MHB Find Lowest Value for A: a1, a2, a3 & 4 | Arithmetic Progression

[mitaka90]

a₁, a₂, a₃ and 4 make an arithmetic progression with difference d. For which values of d, A = a₁a₂ + a₂a₃ + a₃a₁ has the lowest value?I don't know if I went with the right approach, but I managed to get this : A=3x² +6xd + 2d² for a₁= x, a₂ = x + d, etc... But I don't know what else to do.

 

[anemone]

a₁, a₂, a₃ and 4 make an arithmetic progression with difference d.
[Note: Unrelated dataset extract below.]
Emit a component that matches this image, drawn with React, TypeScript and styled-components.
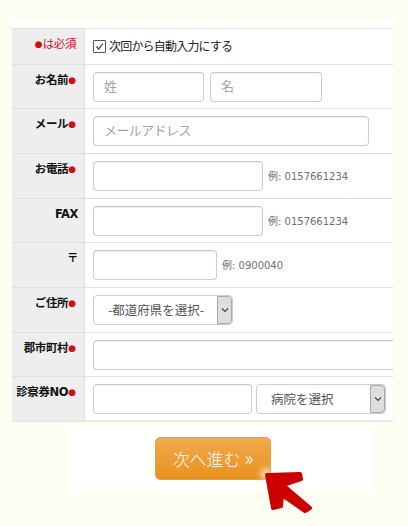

For which values of d, A = a₁a₂ + a₂a₃ + a₃a₁ has the lowest value?I don't know if I went with the right approach, but I managed to get this : A=3x² +6xd + 2d² for a₁= x, a₂ = x + d, etc... But I don't know what else to do.

Hi mitaka90!

It seems to me you haven't made good use of the given fourth term in that arithmetic progression...:) the fourth term would help you to simplify your $A$ in terms of only one variable and when you have the quadratic equation in terms of one variable, I believe you could handle from there...

 

[mitaka90]

Hi mitaka90!

It seems to me you haven't made good use of the given fourth term in that arithmetic progression...:) the fourth term would help you to simplify your $A$ in terms of only one variable and when you have the quadratic equation in terms of one variable, I believe you could handle from there...

Omg, I'm such a moron. I hate it when I do the hard work and then the easiest and most noticable thing just slips from my sight. Thank you sincerely, I guess that little tip is what I needed.